Preschool usually refers to the final year before a child enters elementary school and is not currently compulsory in the United States. However, moves have been recently underway to move towards a compulsory system, requiring attendance at Preschool by all 4-year old children.
What is the difference between ‘Preschool’, ‘Pre-K’ ‘Nursery School’ and ‘Pre-Kindergarten’?
‘Preschool’ is a catch-all term that covers pre-elementary school education. Typically this translates to students who are 4 or 5 years old. ‘Preschool’ can incorporate Nursery Schools and Pre-Kindergarten (which is also known as ‘Pre-K’). While we like to think our resources are accessible and many are appropriate to very young children, this site and its resources are targeted at those children who will be entering elementary school the following year.

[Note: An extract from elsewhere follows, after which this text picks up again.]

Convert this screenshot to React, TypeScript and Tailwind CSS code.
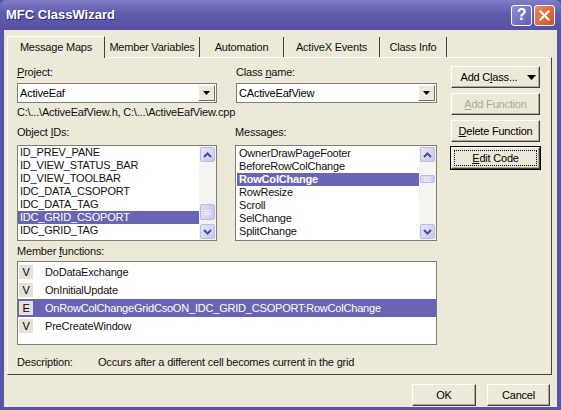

When does school become compulsory?
The first year of formal, mandated education is ‘Kindergarten’ which, in the United States, is the first year of Elementary School.
Most students commencing Kindergarten are either 5 or 6 years old. While it is technically possible for a student to commence school at 4 years I would advise against this in almost all cases. While a child might well be ready academically to handle the curriculum, developmentally, emotionally and socially it’s really important that they remain alongside peers their own age.
Where a particularly intellectually curious child shows a lot of promise, it is of paramount importance that they remain engaged and are provided with sufficiently challenging work. There are ways to achieve this without isolating them from their own aged peers, and I would recommend skipping only as a last resort.